Congress has authorized the construction of a parkway
along the general route of the old Natchez Trace, designed for tourist
and passenger car traffic. Presumably the Natchez Trace Parkway
eventually will be one section of a national parkway system of arterial
routes for passenger cars. A parkway is an elongated park containing a
road, and a parkway as a part of a comprehensive recreation and
conservation program would make available to the traveler certain areas
along its route of a scenic, scientific, and historical importance. On
the Natchez Trace Parkway historical features will be emphasized
although final plans for preservation and development are far from
complete.
In the first place this parkway itself is a
memorialization of the old Natchez Trace and bears its name although
technical standards required for modern traffic do not allow it to
follow closely all the crooks and turns and some of the narrow ridges of
the old road.

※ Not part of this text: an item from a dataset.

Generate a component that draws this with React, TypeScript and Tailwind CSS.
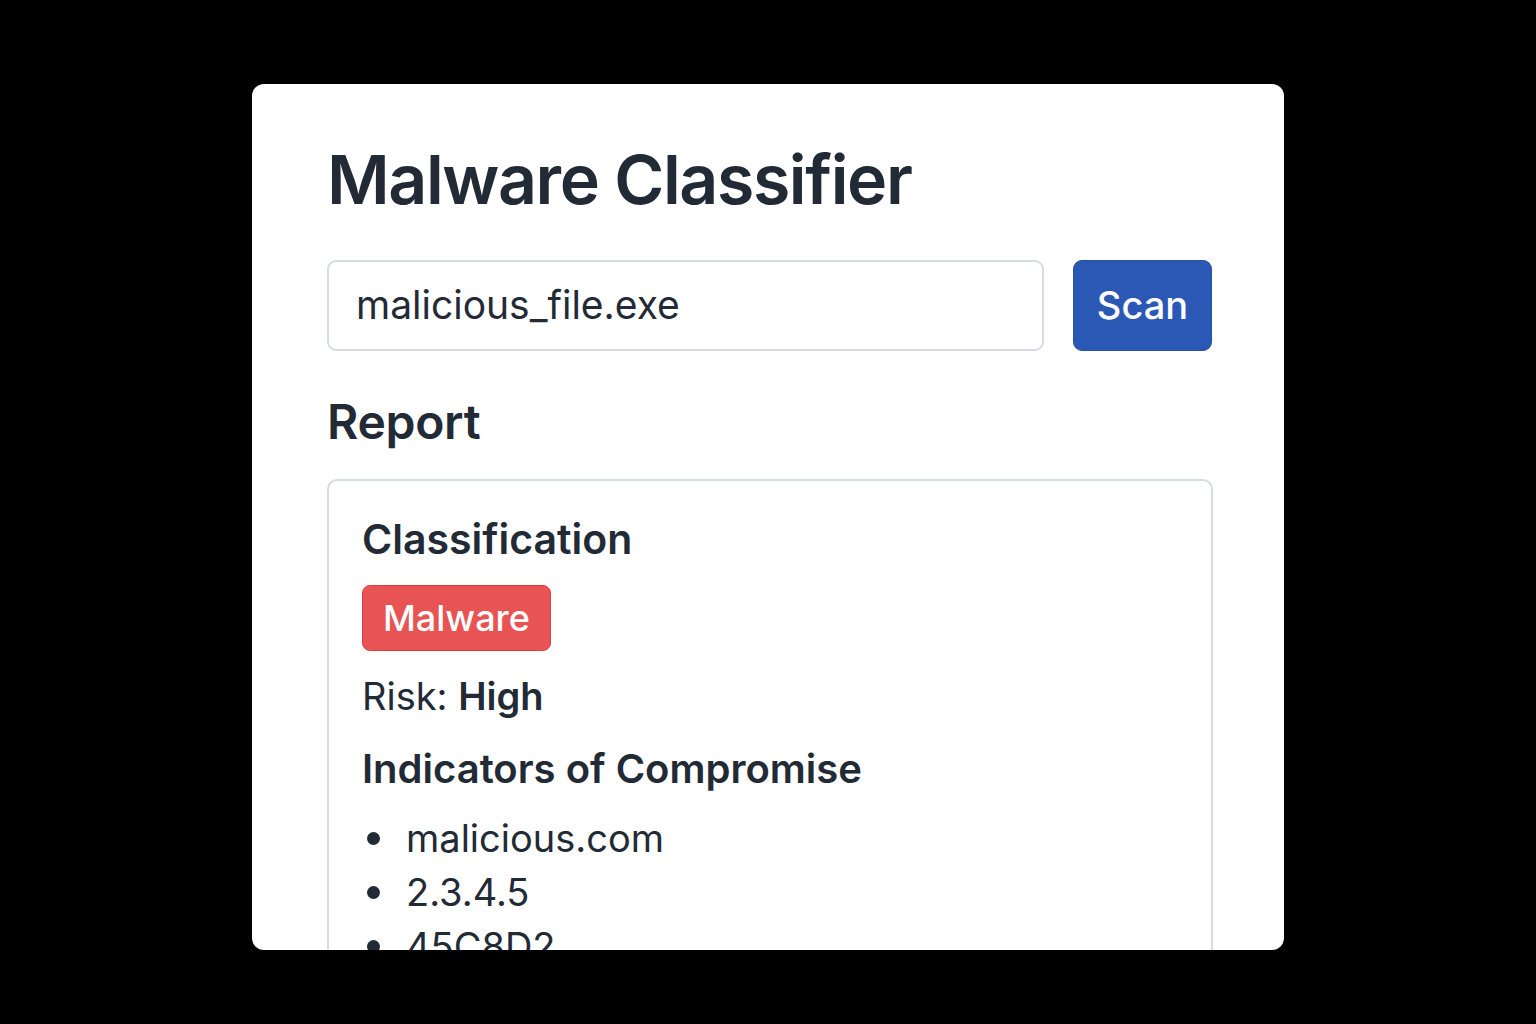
import React from "react";

export default function App() {
  return (
    <div className="w-[1536px] h-[1024px] bg-black flex justify-center pt-[84px]" style={{ fontFamily: "Inter, 'Noto Sans', sans-serif" }}>
      <div className="w-[1032px] h-[866px] bg-white rounded-[12px] overflow-hidden pl-[75px] pr-[72px] pt-[47px] text-[#222a36]">
        <h1 className="text-[68px] leading-[96px] font-semibold tracking-[-1.4px]">Malware Classifier</h1>
        <div className="flex gap-[29px] mt-[33px]">
          <div className="w-[717px] shrink-0 h-[91px] border-2 border-[#d7dbe3] rounded-[9px] flex items-center pl-[27px] text-[39px]">
            malicious_file.exe
          </div>
          <button className="w-[139px] shrink-0 h-[91px] bg-[#2c58b5] border border-[#2a4fa8] rounded-[9px] text-white text-[38px] font-medium flex items-center justify-center">
            Scan
          </button>
        </div>
        <h2 className="text-[48px] font-semibold leading-[60px] mt-[41px] tracking-[-0.3px]">Report</h2>
        <div className="mt-[27px] w-[886px] h-[600px] border-2 border-[#d7dbe3] rounded-[10px] px-[33px] pt-[30px]">
          <h3 className="text-[41px] font-semibold leading-[56px]">Classification</h3>
          <span className="inline-block mt-[18px] bg-[#e85353] border border-[#e03e3e] rounded-[8px] px-[20px] h-[66px] leading-[64px] text-white text-[36px] font-medium">
            Malware
          </span>
          <p className="text-[38px] leading-[50px] mt-[20px]">
            Risk: <span className="font-semibold">High</span>
          </p>
          <h3 className="text-[40px] font-semibold leading-[52px] mt-[22px]">Indicators of Compromise</h3>
          <ul className="mt-[16px] text-[38px] leading-[54px]">
            {["malicious.com", "2.3.4.5", "45C8D2"].map((t) => (
              <li key={t} className="flex items-center">
                <span className="w-[13px] h-[13px] rounded-full bg-[#222a36] ml-[5px] mr-[26px]" />
                {t}
              </li>
            ))}
          </ul>
        </div>
      </div>
    </div>
  );
}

Plans are now being made, however, for the preservation of
a 10-mile stretch of the old Trace. In the loess soil in south eastern
Mississippi the effect of considerable traffic combined with gradual
erosion had cut the old roadbed deep into the ridges on which it runs.
So slow has this process been that the steep banks on either side have
been stabilized to depths of 10 and 15 feet by the roots of small
vegetation. Overhead the tree branches form a high arch. So narrow are
some of these sections that vehicles could not pass each other. It may
be asked whether this is history or landscaping, and the question may be
answered by saying that the preservation of such a section of the Trace
is a charming re-creation of the old road and of its historical
atmosphere*.
Toward the Natchez end of the Parkway is the
Selsertown Mound of unique formation and probably constructed by
prehistoric occupants of that area, but showing evidence of later
Natchez occupation. Within three miles of Natchez are the Natchez
Indians. These areas seem worthy of inclusion within the parkway lands
and of preservation for archeological study at some future time --
perhaps 10 years, perhaps 100 -- when their artifacts may be displayed
and the history of their builders related with suitable museum
facilities, since much of the social and economic history of a people is
explained by the objects used in their daily lives. Two hundred and
fifty miles north of the Natchez lay the center of Chickasaw power.

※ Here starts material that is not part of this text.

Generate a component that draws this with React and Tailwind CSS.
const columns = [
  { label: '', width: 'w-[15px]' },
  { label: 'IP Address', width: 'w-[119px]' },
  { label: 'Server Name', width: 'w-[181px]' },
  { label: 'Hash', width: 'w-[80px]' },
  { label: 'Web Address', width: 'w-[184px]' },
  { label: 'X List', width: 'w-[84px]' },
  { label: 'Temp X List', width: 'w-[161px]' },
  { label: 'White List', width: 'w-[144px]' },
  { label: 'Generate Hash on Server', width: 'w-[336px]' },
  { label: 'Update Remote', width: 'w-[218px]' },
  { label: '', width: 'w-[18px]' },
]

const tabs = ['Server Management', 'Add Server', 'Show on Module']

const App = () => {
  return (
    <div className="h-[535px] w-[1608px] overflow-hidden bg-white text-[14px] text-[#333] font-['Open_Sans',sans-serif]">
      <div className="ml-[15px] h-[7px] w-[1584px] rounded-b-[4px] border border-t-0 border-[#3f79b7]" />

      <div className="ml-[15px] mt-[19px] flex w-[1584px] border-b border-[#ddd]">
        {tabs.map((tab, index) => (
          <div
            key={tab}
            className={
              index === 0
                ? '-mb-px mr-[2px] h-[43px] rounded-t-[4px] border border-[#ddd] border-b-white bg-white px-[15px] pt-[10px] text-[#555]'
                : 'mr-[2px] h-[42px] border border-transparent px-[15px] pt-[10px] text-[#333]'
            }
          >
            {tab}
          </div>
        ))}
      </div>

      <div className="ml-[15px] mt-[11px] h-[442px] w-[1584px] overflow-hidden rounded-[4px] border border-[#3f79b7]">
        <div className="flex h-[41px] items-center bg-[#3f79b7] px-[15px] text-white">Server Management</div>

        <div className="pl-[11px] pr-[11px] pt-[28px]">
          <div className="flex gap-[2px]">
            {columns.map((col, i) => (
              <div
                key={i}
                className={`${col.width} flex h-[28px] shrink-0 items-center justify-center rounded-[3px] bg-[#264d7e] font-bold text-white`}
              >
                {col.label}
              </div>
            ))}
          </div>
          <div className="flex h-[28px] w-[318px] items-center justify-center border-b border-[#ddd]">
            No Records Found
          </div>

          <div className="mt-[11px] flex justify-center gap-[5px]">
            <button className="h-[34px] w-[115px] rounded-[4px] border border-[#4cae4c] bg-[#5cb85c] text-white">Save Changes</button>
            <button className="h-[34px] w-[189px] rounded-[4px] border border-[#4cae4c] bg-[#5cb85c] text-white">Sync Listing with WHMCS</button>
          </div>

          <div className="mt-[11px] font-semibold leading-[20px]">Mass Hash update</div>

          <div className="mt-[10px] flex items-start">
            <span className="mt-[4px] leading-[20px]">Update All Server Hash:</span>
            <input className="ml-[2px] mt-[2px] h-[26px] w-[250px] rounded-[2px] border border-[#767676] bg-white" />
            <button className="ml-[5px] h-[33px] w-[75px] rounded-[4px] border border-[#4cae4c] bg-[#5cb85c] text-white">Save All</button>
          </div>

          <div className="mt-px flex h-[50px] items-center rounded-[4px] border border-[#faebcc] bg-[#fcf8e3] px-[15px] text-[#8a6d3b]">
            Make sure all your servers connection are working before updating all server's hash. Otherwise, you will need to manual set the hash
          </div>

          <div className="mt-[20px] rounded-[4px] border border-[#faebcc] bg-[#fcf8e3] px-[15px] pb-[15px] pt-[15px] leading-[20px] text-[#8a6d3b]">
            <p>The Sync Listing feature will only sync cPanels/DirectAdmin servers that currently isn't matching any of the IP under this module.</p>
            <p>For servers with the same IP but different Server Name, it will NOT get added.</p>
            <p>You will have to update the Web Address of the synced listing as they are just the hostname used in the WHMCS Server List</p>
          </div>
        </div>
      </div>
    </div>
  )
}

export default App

Congress already has authorized the Ackia Battleground National
Monument. This is the proper place to present the history of that
nation, and there is much more to Chickasaw history than a recital of
tribal wars and white aggressions. The anthropologist and the
archeologist are also historians, and the present-day techniques of
museum display will allow a presentation of historical material with a
high degree of scientific as well as popular interest.
The white settlement of the old Southwest offers some
interesting possibilities in the presentation of historical material.
Fifteen miles east of Natchez stands an unpretentious farm house, known
as Mound Plantation. The earliest part of the building was constructed
about 1790 by a Scotsmen unknown to fame, who had obtained a Spanish
land grant of some 600 acres. The house served as an inn along the
Trace; gradually slave quarters, an overseer's house, and a guest house
were added to the plantation messuage. The house has no architectural
merit. It is as undistinguished as its builder. Yet it and its first
owner well represent the common people who came into this newly opened
country seeking to exploit the land, to acquire slaves and lands and
houses and still more slaves and more lands. This was the southwestern
agricultural frontier where cotton became king and gentry was created,
in one generation. Also in and around Natchez is another and later style
of architecture, graceful and delightful, highly ornamental, and
expensive to maintain in the social station to which it was accustomed.
This was mainly Greek Revival form, with occasional French and Spanish
influences, and in its parlors and drawing rooms presided a ruling
class. All this, too, is American history. The interpretations of the
architect may well rank him also as an historian.
The history of the Natchez Trace, of the sites along
its route, of the cultural and economic tides flowing through the
country it served, would seem a proper concern of the national
government and of its citizens. Such a story transcends the narrow
bounds of politics and warfare, and deals with a variety of man's
activities. With the disciplines of the anthropologist, archeologist,
and archeologist, and architect as an aid and with the skill of the
museum technician for the preparation of visual interpretations, history
has an interest and a message for all classes of people.